A partir dessa sentença, a Tesouraria da Seguridade Social pode exigir da proprietária do centro de massagens as contribuições devidas pelo fato de as mulheres trabalharem no local, e que não foram pagas. O juiz lembra que a trabalhadora que compareceu em juízo afirmou que “exercia a prostituição de forma livre, não coagida, para além, obviamente, da situação social e econômica que pode tê-la induzido” a esse exercício. Por isso, a sentença é uma acusação ao Estado por oferecer “cobertura legal ao proxenetismo, via regulamentação administrativa e despenalização aplicativa, sem oferecer cobertura jurídica específica ao exercício da prostituição”, já que desta forma “se agravam o atentado à dignidade e à liberdade e a discriminação por motivo de sexo”.
O juiz exorta o Estado a adotar o chamado Modelo Nórdico, no qual se criminaliza a compra de serviços sexuais, e não os serviços das pessoas que exercem a prostituição.
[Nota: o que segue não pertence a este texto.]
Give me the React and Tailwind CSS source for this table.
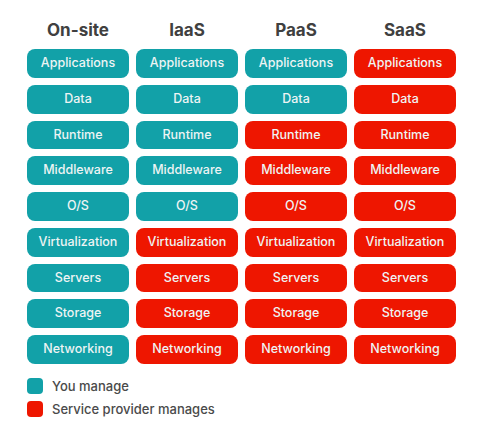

Desta forma, considera que “a atual situação de alegalidade e o não reconhecimento do caráter laboral da relação não fazem mais do que agravar enormemente o dano inquestionável à dignidade, à liberdade e à igualdade que toda relação de prostituição com intermediários implica para a imensa maioria das mulheres que a exercem”.
Essa decisão judicial é pioneira, já que até agora a jurisdição social só reconhecia as relações de anfitriã – o estímulo ao consumo de bebidas alcoólicas por parte das mulheres, em troca de receber uma comissão proporcional ao custo do consumo – e rejeitava a possibilidade de que existisse um contrato de trabalho que desse cobertura às situações de exploração lucrativa da prostituição.
A sentença do tribunal de Barcelona destaca que “para que esse contrato de trabalho possa ser considerado válido, é imprescindível que seu objeto e causa sejam lícitos”. Nesse sentido, o juiz acredita que neste caso é assim, porque as mulheres “exerciam esse trabalho livremente”, em troca de uma compensação financeira por parte da empresária.
A propósito: Hoje, 12 de março, é o 20⁰ aniversário de fundação do Colectivo Hetaira, uma organização não-governamental das trabalhadoras sexuais espanholas. Saudações, companheiras!